NEW ORLEANS In another city, 10 a.m. might seem early for a celebration, but this is Bourbon Street in New Orleans and a brass band is ambling down the street blaring a jazzy tune.
French Quarter resident Lisa Linscott said she didn't have to think twice about coming out for the Friday parade that is part of the annual French Quarter Festival. "It woke me up," she said with a laugh.
Linscott also came because the procession kicks off the second day of her favourite event: an eruption of indigenous music and food that continues through Sunday in one of the country's most historic neighbourhoods.
In a city synonymous with partying, festivals range from weekend celebrations of local foods - the Creole Tomato Festival or the Po-Boy Festival, for instance - to blockbuster events such as the New Orleans Jazz and Heritage Festival or, the biggest of them all, Mardi Gras.
During its 29 years of existence, the annual French Quarter Festival - which began Thursday - has carved a role somewhere in between. As it has grown into a four-day event that draws an estimated 500,000 people, the festival has not only maintained its focus on home-grown music, but has also retained one of its most attractive features - it is free.
Karen King and her daughter Courtney travelled from Perth, Australia, to see New Orleans and attend the event.
Courtney King said music festivals she has attended in Australia are not as large or as long as this one. "They might be two days long, if you're lucky, and they're not free," she said.
The roughly 100 square blocks of the Quarter mark the area along the Mississippi River where New Orleans was founded by the French almost 300 years ago. During one weekend each April, the narrow streets, lined with wooden-shuttered buildings and lacey iron balconies, become the backdrop for an increasingly large musical celebration.
From late morning until 9 p.m. each day, nearly two dozen music stages scattered from Bourbon Street to the riverfront promenade known as Woldenberg Riverfront Park offer Louisiana music, ranging from jazz, blues, Dixieland and R&B to Cajun, zydeco and swing.

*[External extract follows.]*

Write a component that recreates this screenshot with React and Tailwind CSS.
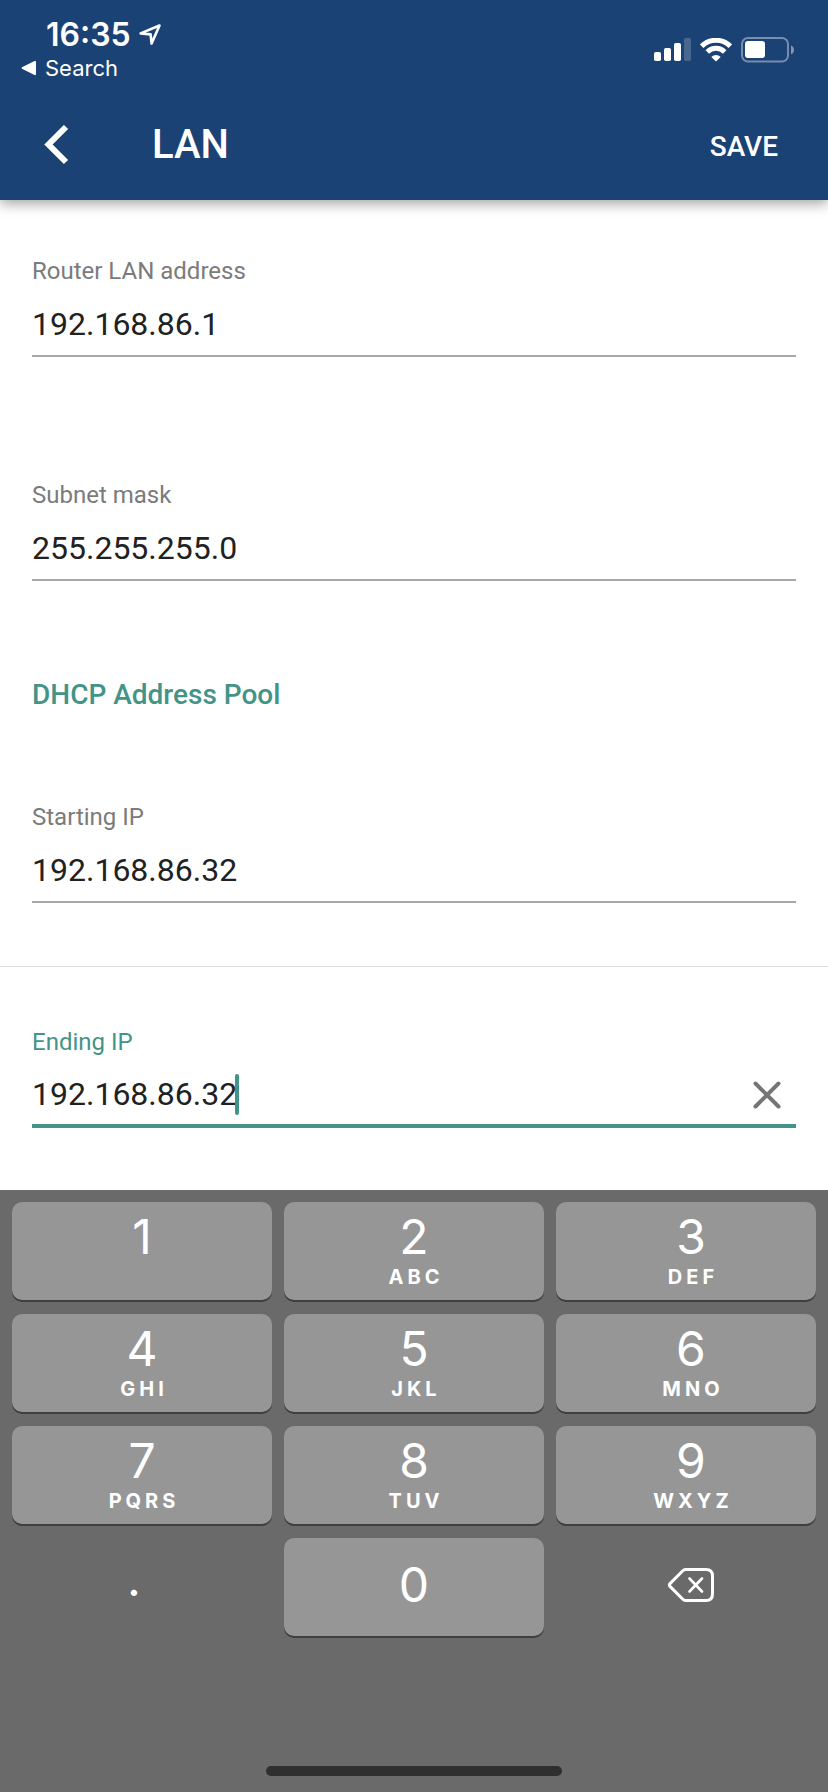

Among the stages are tents where the city's finest restaurants offer sampler menus - a plate of Oysters Bonne Femme from Antoine's, for instance, or goat cheese-and-crawfish crepes from Muriel's Restaurant. Cold drinks run the gamut from lemonade to daiquiris and the locally famous rum drinks called "hurricanes."
But music is the centrepiece of the French Quarter Festival, and this year's line-up includes Cyril Neville, "Trombone Shorty" Andrews, Walter "Wolfman" Washington, Irvin Mayfield, Deacon John, George Porter Jr. and 2012 Grammy winner Rebirth Brass Band, along with dozens of other popular home-grown groups.
Festival organizers are committed to keeping the music local and free, said Marci Schramm, the executive director of the nonprofit French Quarter Festival.
Schramm said finding enough performers to fill the stages is not a problem in talent-rich New Orleans, but offering the music at no cost to the public is a challenge. The nonprofit organization spends considerable time lining up sponsors who kick in as much as $20,000 to keep the music playing.
"It's not easy, but our sponsorships are growing," Schramm said.
So is the traffic coming from out of town.
As of Wednesday, the 26,000 hotel rooms in the downtown New Orleans area were 95 percent booked, according to the Greater New Orleans Hotel and Lodging Association spokeswoman Mavis Early, who said the figure would likely rise.
Perched on the back of an iron bench where they soaked in the sun while enjoying a cool breeze, first-time New Orleans visitors Deb and Alan Anderson of Heber City, Utah, seemed entranced as they swayed to the bluesy tunes coming from a stage along the riverfront.
Deb Anderson ticked off the items on their local to-do list: a muffuletta at Central Grocery, a river tour on the Steamboat Natchez, a swamp tour, a gumbo-cooking class and a walking tour.
But first, the festival, she said. "The French Quarter Festival is just fantastic - and it's free."